When Jesus saw their faith, he said to him [the paralytic], “Child, your sins are forgiven.”
This incident takes place at the very beginning of Jesus’ ministry. We are told that Jesus returned “home” to Capernaum. His reputation had already spread far and wide, and people gathered to hear him. The paralytic, who had to be carried by four friends, could not get near, so they broke through the roof to lower the man to where Jesus was sitting. Jesus, of course, cured him, but not before forgiving his sins.
Two things should be noted here. First is the importance of faith. Jesus saw their faith. Our faith can touch those around us and bring about healing. Second, Jesus began by forgiving sins. We need not necessarily assume that sinfulness had brought about his paralysis. It is just as likely that Jesus saw his healing as touching the whole person, physically and spiritually. It was also not above Jesus to provoke this controversy to show that he could, indeed, forgive sins—then and now.
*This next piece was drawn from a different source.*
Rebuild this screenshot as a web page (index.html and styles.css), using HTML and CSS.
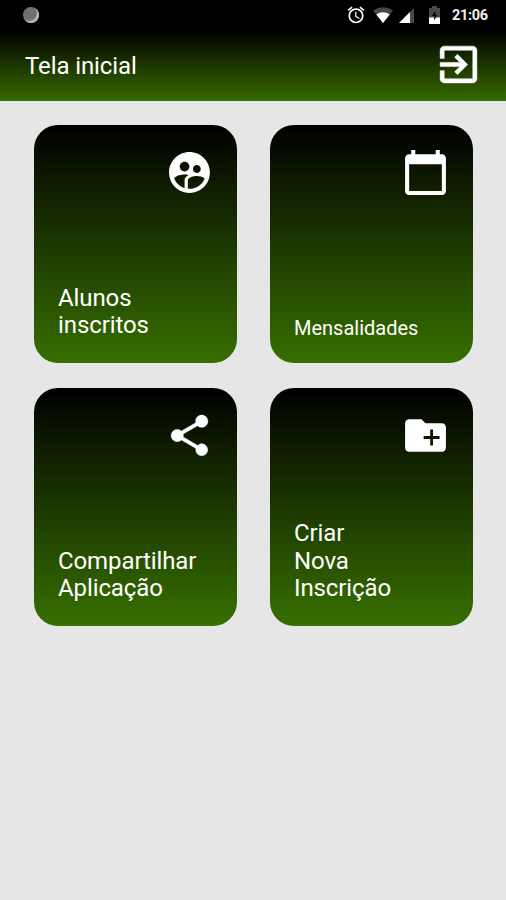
FILE: index.html
```html
<!DOCTYPE html>
<html lang="pt-BR">
<head>
<meta charset="utf-8">
<title>Tela inicial</title>
<link rel="stylesheet" href="styles.css">
</head>
<body>
<div class="status">
  <span class="notif"></span>
  <svg class="alarm" viewBox="0 0 24 24"><path d="M22 5.72l-4.6-3.86-1.29 1.53 4.6 3.86L22 5.72zM7.88 3.39L6.6 1.86 2 5.71l1.29 1.53 4.59-3.85zM12.5 8H11v6l4.75 2.85.75-1.23-4-2.37V8zM12 4c-4.97 0-9 4.03-9 9s4.02 9 9 9c4.97 0 9-4.03 9-9s-4.03-9-9-9zm0 16c-3.87 0-7-3.13-7-7s3.13-7 7-7 7 3.13 7 7-3.13 7-7 7z"/></svg>
  <svg class="wifi" viewBox="0 0 20 16"><path class="dim" d="M0 3.5Q10-3 20 3.5L10 16z"/><path d="M3.2 7.5Q10 3 16.8 7.5L10 16z"/></svg>
  <svg class="signal" viewBox="0 0 15 15"><path class="dim" d="M0 15L15 0v15z"/><path d="M0 15L11 4v11z"/></svg>
  <svg class="battery" viewBox="0 0 11 18"><path class="dim" d="M3 0h5v2h3v10H0V2h3z"/><path d="M0 11.5h11V18H0z"/><path class="bolt" d="M6.3 4.5L3 10h2.2v4.5L8.3 9H6.3z"/></svg>
  <span class="clock">21:06</span>
</div>
<header class="bar">
  <h1>Tela inicial</h1>
  <svg class="icon exit" viewBox="0 0 24 24"><path d="M10.09 15.59L11.5 17l5-5-5-5-1.41 1.41L12.67 11H3v2h9.67l-2.58 2.59zM19 3H5c-1.11 0-2 .9-2 2v4h2V5h14v14H5v-4H3v4c0 1.1.89 2 2 2h14c1.1 0 2-.9 2-2V5c0-1.1-.9-2-2-2z"/></svg>
</header>
<main class="grid">
  <section class="card">
    <svg class="icon" viewBox="0 0 24 24"><path d="M11.99 2c-5.52 0-10 4.48-10 10s4.48 10 10 10 10-4.48 10-10-4.48-10-10-10zm3.61 6.34c1.07 0 1.93.86 1.93 1.93s-.86 1.93-1.93 1.93-1.93-.86-1.93-1.93c-.01-1.07.86-1.93 1.93-1.93zm-6-1.58c1.3 0 2.36 1.06 2.36 2.36s-1.06 2.36-2.36 2.36-2.36-1.06-2.36-2.36c0-1.31 1.05-2.36 2.36-2.36zm0 9.13v3.75c-2.4-.75-4.3-2.6-5.14-4.96 1.05-1.12 3.67-1.69 5.14-1.69.53 0 1.2.08 1.9.22-1.64.87-1.9 2.02-1.9 2.68zM11.99 20c-.27 0-.53-.01-.79-.04v-4.07c0-1.42 2.94-2.13 4.4-2.13 1.07 0 2.92.39 3.84 1.15-1.17 2.97-4.06 5.09-7.45 5.09z"/></svg>
    <p>Alunos<br>inscritos</p>
  </section>
  <section class="card">
    <svg class="icon" viewBox="0 0 24 24"><path d="M20 3h-1V1h-2v2H7V1H5v2H4c-1.1 0-2 .9-2 2v16c0 1.1.9 2 2 2h16c1.1 0 2-.9 2-2V5c0-1.1-.9-2-2-2zm0 18H4V8h16v13z"/></svg>
    <p class="small">Mensalidades</p>
  </section>
  <section class="card">
    <svg class="icon share" viewBox="0 0 24 24"><path d="M18 16.08c-.76 0-1.44.3-1.96.77L8.91 12.7c.05-.23.09-.46.09-.7s-.04-.47-.09-.7l7.05-4.11c.54.5 1.25.81 2.04.81 1.66 0 3-1.34 3-3s-1.34-3-3-3-3 1.34-3 3c0 .24.04.47.09.7L8.04 9.81C7.5 9.31 6.79 9 6 9c-1.66 0-3 1.34-3 3s1.34 3 3 3c.79 0 1.5-.31 2.04-.81l7.12 4.16c-.05.21-.08.43-.08.65 0 1.61 1.31 2.92 2.92 2.92s2.92-1.31 2.92-2.92-1.31-2.92-2.92-2.92z"/></svg>
    <p>Compartilhar<br>Aplicação</p>
  </section>
  <section class="card">
    <svg class="icon" viewBox="0 0 24 24"><path d="M20 6h-8l-2-2H4c-1.11 0-1.99.89-1.99 2L2 18c0 1.11.89 2 2 2h16c1.11 0 2-.89 2-2V8c0-1.11-.89-2-2-2zm-1.1 7.7h-3.2v3.2h-1.4v-3.2h-3.2v-1.4h3.2V9.1h1.4v3.2h3.2v1.4z"/></svg>
    <p>Criar<br>Nova<br>Inscrição</p>
  </section>
</main>
</body>
</html>
```
FILE: styles.css
```css
* { box-sizing: border-box; }
body {
  margin: 0;
  height: 900px;
  background: #e6e6e6;
  color: #fff;
  font-family: Roboto, "Liberation Sans", sans-serif;
}
svg { display: block; flex: none; fill: #fff; }
.status {
  display: flex;
  align-items: center;
  height: 30px;
  padding: 0 18px 0 23px;
  background: #000;
}
.notif {
  width: 16px;
  height: 16px;
  margin-right: auto;
  border-radius: 50%;
  background: #707070;
  box-shadow: inset -2px -2px 1px #bbb;
}
.dim { fill: #484848; }
.alarm { width: 20px; height: 20px; margin-right: 7px; }
.wifi { width: 20px; height: 16px; margin-right: 6px; }
.signal { width: 15px; height: 15px; margin-right: 15px; }
.battery { width: 11px; height: 18px; margin-right: 12px; }
.bolt { fill: #000; }
.clock {
  width: 36px;
  font-size: 14.5px;
  font-weight: 700;
  letter-spacing: -0.3px;
  color: #eee;
}
.bar {
  display: flex;
  align-items: center;
  justify-content: space-between;
  height: 71px;
  padding: 0 23px 0 25px;
  border-bottom: 1px solid #2b762b;
  background: linear-gradient(#000, #376a00);
}
h1 {
  margin: 0;
  padding-top: 2px;
  font-size: 24px;
  font-weight: 400;
  letter-spacing: -0.1px;
}
.icon { width: 49px; height: 49px; }
.exit {
  stroke: #fff;
  stroke-width: 0.25px;
  margin-bottom: 1px;
}
.share { stroke: #fff; stroke-width: 0.2px; }
.grid {
  display: grid;
  grid-template-columns: 203px 203px;
  grid-auto-rows: 238px;
  gap: 25px 33px;
  padding: 24px 0 0 34px;
}
.card {
  display: flex;
  flex-direction: column;
  justify-content: space-between;
  padding: 23px 23px 23.5px 24px;
  border-radius: 24px;
  background: linear-gradient(#000, #376f00);
}
.card .icon { align-self: flex-end; }
p {
  margin: 0;
  font-size: 24px;
  line-height: 27.5px;
  letter-spacing: -0.1px;
}
.small { font-size: 20px; line-height: 24px; letter-spacing: 0; }
```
Note that Jesus began his ministry around Galilee by claiming that the kingdom of God was near at hand. It is a kingdom where love, the willingness to forgive, and healing are characteristic. Each Eucharist we celebrate begins with our asking forgiveness. We also acknowledge our need for forgiveness in the communion rite. Jesus can read us our hearts just as he did with the scribes. Which is more easily healed: physical or moral paralysis, sickness or sin? Both interventions are expressions of the coming of the kingdom of God, and Jesus was its exemplar and its agent. It is sad to realize that Jesus’ love and forgiveness are available to us so freely—but only if we really want to receive it.
Let Us Pray:
Dear Jesus, help me realize how much I need your healing touch. May I be open to receiving your blessings and sharing them with others.
Eucharistic Reflection – Center for Eucharistic Evangelizing (eucharisticevangelizing.com)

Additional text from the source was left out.